* TASK REQUIREMENTS *
Your answer is a single number: the count of lines that contain the string "styles".

* RECORDED DATA *

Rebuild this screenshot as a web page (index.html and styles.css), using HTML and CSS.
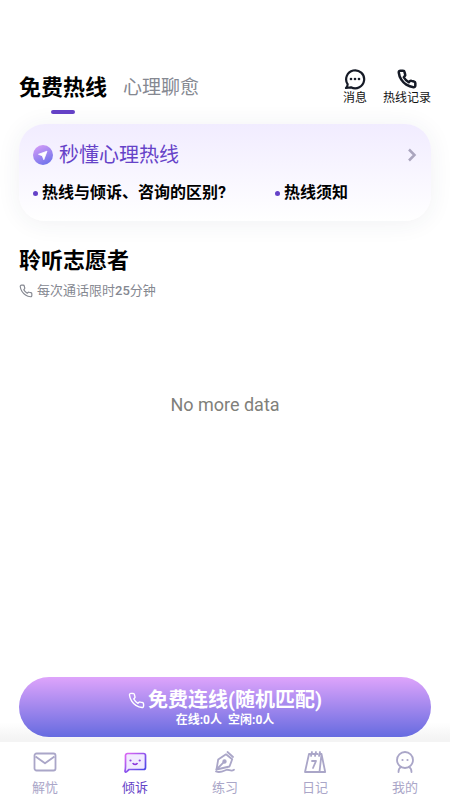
FILE: index.html
```html
<!DOCTYPE html>
<html lang="zh-CN">
<head>
<meta charset="utf-8">
<meta name="viewport" content="width=device-width, initial-scale=1">
<title>免费热线</title>
<link rel="stylesheet" href="styles.css">
</head>
<body>
<svg class="defs" width="0" height="0" aria-hidden="true">
  <defs>
    <linearGradient id="badge" x1="0" y1="0" x2="0.5" y2="1"><stop offset="0" stop-color="#dc9ff8"/><stop offset="1" stop-color="#7676ec"/></linearGradient>
    <linearGradient id="chat" x1="0" y1="0" x2="1" y2="1"><stop offset="0.1" stop-color="#d665f2"/><stop offset="0.85" stop-color="#5148e8"/></linearGradient>
    <symbol id="phone" viewBox="0 0 24 24"><path d="M22 16.9v3a2 2 0 0 1-2.2 2 19.8 19.8 0 0 1-8.6-3.1 19.500 19.500 0 0 1-6-6A19.800 19.800 0 0 1 2.100 4.200 2 2 0 0 1 4.100 2h3a2 2 0 0 1 2 1.700c.1 1 .4 1.900.7 2.800a2 2 0 0 1-.5 2.100L8.100 9.900a16 16 0 0 0 6 6l1.300-1.300a2 2 0 0 1 2.100-.4c.9.3 1.800.600 2.800.7a2 2 0 0 1 1.700 2z"/></symbol>
  </defs>
</svg>
<header class="header">
  <nav class="tabs">
    <a class="tab tab-active" href="#">免费热线</a>
    <a class="tab" href="#">心理聊愈</a>
  </nav>
  <div class="actions">
    <button class="action" type="button">
      <svg width="22" height="22" viewBox="0 0 22 22" fill="none" stroke="#151a26" stroke-width="2.200" stroke-linejoin="round"><path d="M3.600 16.200A9 9 0 1 1 7 19.300L2 20c1.200-1.200 1.700-2.500 1.600-3.800z"/><g fill="#151a26" stroke="none"><circle cx="7" cy="11" r="1.300"/><circle cx="11" cy="11" r="1.300"/><circle cx="15" cy="11" r="1.300"/></g></svg>
      <span>消息</span>
    </button>
    <button class="action" type="button">
      <svg class="phone-dark" width="22" height="22"><use href="#phone"/></svg>
      <span>热线记录</span>
    </button>
  </div>
</header>
<main class="main">
  <section class="card">
    <a class="card-head" href="#">
      <svg width="20" height="20" viewBox="0 0 20 20"><circle cx="10" cy="10" r="10" fill="url(#badge)"/><path d="M14 6.200 5.500 9.300l3.800 1.500 1.500 3.900z" fill="#fff" stroke="#fff" stroke-width=".8" stroke-linejoin="round"/></svg>
      <span class="card-title">秒懂心理热线</span>
      <svg width="10" height="14" viewBox="0 0 10 14" fill="none" stroke="#aaa5be" stroke-width="2.500"><path d="m2 1.500 5.500 5.500L2 12.500"/></svg>
    </a>
    <ul class="links">
      <li><a href="#">热线与倾诉、咨询的区别?</a></li>
      <li><a href="#">热线须知</a></li>
    </ul>
  </section>
  <h1 class="title">聆听志愿者</h1>
  <p class="note"><svg class="phone-gray" width="14" height="14"><use href="#phone"/></svg><span>每次通话限时<b>25</b>分钟</span></p>
  <p class="empty">No more data</p>
</main>
<footer class="footer">
  <div class="connect-wrap">
    <button class="connect" type="button">
      <span class="connect-title"><svg class="phone-white" width="17" height="17"><use href="#phone"/></svg>免费连线(随机匹配)</span>
      <span class="connect-status"><span>在线:0人</span><span>空闲:0人</span></span>
    </button>
  </div>
  <nav class="tabbar">
    <a class="item" href="#">
      <svg width="24" height="24" viewBox="0 0 24 24" fill="none" stroke="#aaa6c8" stroke-width="1.800" stroke-linejoin="round"><rect x="1.500" y="3.500" width="21" height="17" rx="2"/><path d="M2.500 6.500 12 13.300l9.500-6.800"/></svg>
      <span>解忧</span>
    </a>
    <a class="item item-active" href="#">
      <svg width="24" height="24" viewBox="0 0 24 24" fill="none"><path d="M4.500 3.500h16a2 2 0 0 1 2 2v12a2 2 0 0 1-2 2H6l-2.600 2.300c-.7.500-1.600.1-1.400-.8.300-1.500.5-2.500.5-4.500v-11a2 2 0 0 1 2-2z" fill="#f1eaff" stroke="url(#chat)" stroke-width="1.700" stroke-linejoin="round"/><path d="M9.800 13c.8 1.800 3.800 1.800 4.600 0" stroke="#8a35dc" stroke-width="1.700"/><circle cx="7.500" cy="10.500" r="1.100" fill="#8b45e0"/><circle cx="16.700" cy="10.500" r="1.100" fill="#8b45e0"/></svg>
      <span>倾诉</span>
    </a>
    <a class="item" href="#">
      <svg width="24" height="24" viewBox="0 0 24 24" fill="none" stroke="#aaa6c8" stroke-width="1.800" stroke-linecap="round" stroke-linejoin="round"><path d="M3.500 19.500 5.200 9.500 13 4.300l6.200 5-2.700 7.200z"/><path d="m3.500 19.500 7.300-7.300M14.500 2l5.500 5M3 21.500c4.500 1.500 7-.2 10-1.500s4.500 2.200 8-.2"/><circle cx="11.500" cy="11.500" r="1.300" fill="#aaa6c8"/></svg>
      <span>练习</span>
    </a>
    <a class="item" href="#">
      <svg width="24" height="24" viewBox="0 0 24 24" fill="none" stroke="#aaa6c8" stroke-width="1.800" stroke-linecap="round" stroke-linejoin="round"><path d="M7 4H6L2 22h14.500L18.500 4h-1.200M10 4h1.500M14 4h.5M18.500 4l3.700 18h-5.700M9 2 8 6M13 2l-1 4M17 2l-1 4M9 11h4l-3 7"/></svg>
      <span>日记</span>
    </a>
    <a class="item" href="#">
      <svg width="24" height="24" viewBox="0 0 24 24" fill="none" stroke="#aaa6c8" stroke-width="1.800" stroke-linecap="round"><circle cx="12" cy="10" r="8"/><path d="M8 17c-1.800 1-2.500 2.500-2.500 5M16 17c1.800 1 2.500 2.500 2.500 5"/><g fill="#aaa6c8" stroke="none"><circle cx="9.500" cy="10" r="1.100"/><circle cx="14.500" cy="10" r="1.100"/></g></svg>
      <span>我的</span>
    </a>
  </nav>
</footer>
</body>
</html>
```
FILE: styles.css
```css
* { box-sizing: border-box; }
body {
  margin: 0;
  min-height: 100vh;
  display: flex;
  flex-direction: column;
  background: #fff;
  color: #000;
  font-family: Roboto, "Noto Sans CJK SC", sans-serif;
}
a { color: inherit; text-decoration: none; }
button { border: 0; padding: 0; background: none; font: inherit; color: inherit; cursor: pointer; }
svg { display: block; flex: none; }
.defs { position: absolute; }

.header {
  display: flex;
  justify-content: space-between;
  align-items: flex-start;
  padding: 68px 19px 0;
}
.tabs { display: flex; gap: 16px; }
.tab {
  padding-top: 4px;
  font-size: 19px;
  line-height: 32px;
  color: #858891;
}
.tab-active {
  display: flex;
  flex-direction: column;
  align-items: center;
  gap: 6px;
  font-size: 22px;
  font-weight: 700;
  color: #000;
}
.tab-active::after {
  content: "";
  width: 24px;
  height: 4px;
  border-radius: 2px;
  background: #6542c8;
}
.actions { display: flex; gap: 16px; }
.action {
  display: flex;
  flex-direction: column;
  align-items: center;
  font-size: 12px;
  line-height: 16px;
  color: #111;
}

.phone-dark, .phone-gray, .phone-white { fill: none; stroke-linejoin: round; }
.phone-dark { stroke: #151a26; stroke-width: 3; padding: 1px; }
.phone-gray { stroke: #858891; stroke-width: 2; }
.phone-white { stroke: #fff; stroke-width: 2; }

.main { flex: 1; padding: 10px 19px 0; }
.card {
  padding: 16px 14px;
  border-radius: 26px;
  background: linear-gradient(#f1ecff, #fff);
  box-shadow: 0 2px 24px rgba(40, 50, 90, 0.07);
}
.card-head { display: flex; align-items: center; gap: 6px; }
.card-title {
  flex: 1;
  font-size: 20px;
  line-height: 30px;
  color: #6542c8;
}
.links {
  display: grid;
  grid-template-columns: 63% 1fr;
  margin: 11px 0 0;
  padding: 0;
  list-style: none;
  font-size: 16px;
  font-weight: 700;
  line-height: 24px;
}
.links li { display: flex; align-items: center; gap: 4px; }
.links li::before {
  content: "";
  width: 5px;
  height: 5px;
  border-radius: 50%;
  background: #6542c8;
}
.title { margin: 24px 0 0; font-size: 22px; line-height: 32px; }
.note {
  display: flex;
  align-items: center;
  gap: 4px;
  margin: 4px 0 0;
  font-size: 13px;
  line-height: 20px;
  color: #858891;
}
.note b { font-weight: 500; }
.empty {
  margin: 92px 0 0;
  font-size: 18px;
  line-height: 24px;
  text-align: center;
  color: #80807a;
}

.connect-wrap {
  padding: 0 19px 5px;
  background: linear-gradient(transparent 70%, #f4f4f4 95%);
}
.connect {
  display: flex;
  flex-direction: column;
  align-items: center;
  width: 100%;
  padding: 10px 0;
  border-radius: 30px;
  background: linear-gradient(#dea4fb, #666be0);
  box-shadow: 0 0 2px #fff;
  color: #fff;
  font-weight: 700;
}
.connect-title {
  display: flex;
  align-items: center;
  gap: 3px;
  font-size: 20px;
  line-height: 26px;
}
.connect-status { display: flex; gap: 6px; font-size: 12px; line-height: 14px; }
.tabbar {
  display: grid;
  grid-template-columns: repeat(5, 1fr);
  padding: 8px 0 2px;
  background: #fff;
}
.item {
  display: flex;
  flex-direction: column;
  align-items: center;
  gap: 4px;
  font-size: 13px;
  line-height: 20px;
  color: #aaa6c8;
}
.item-active { color: #6542c8; }
```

* OUTPUT OF THE TASK *
3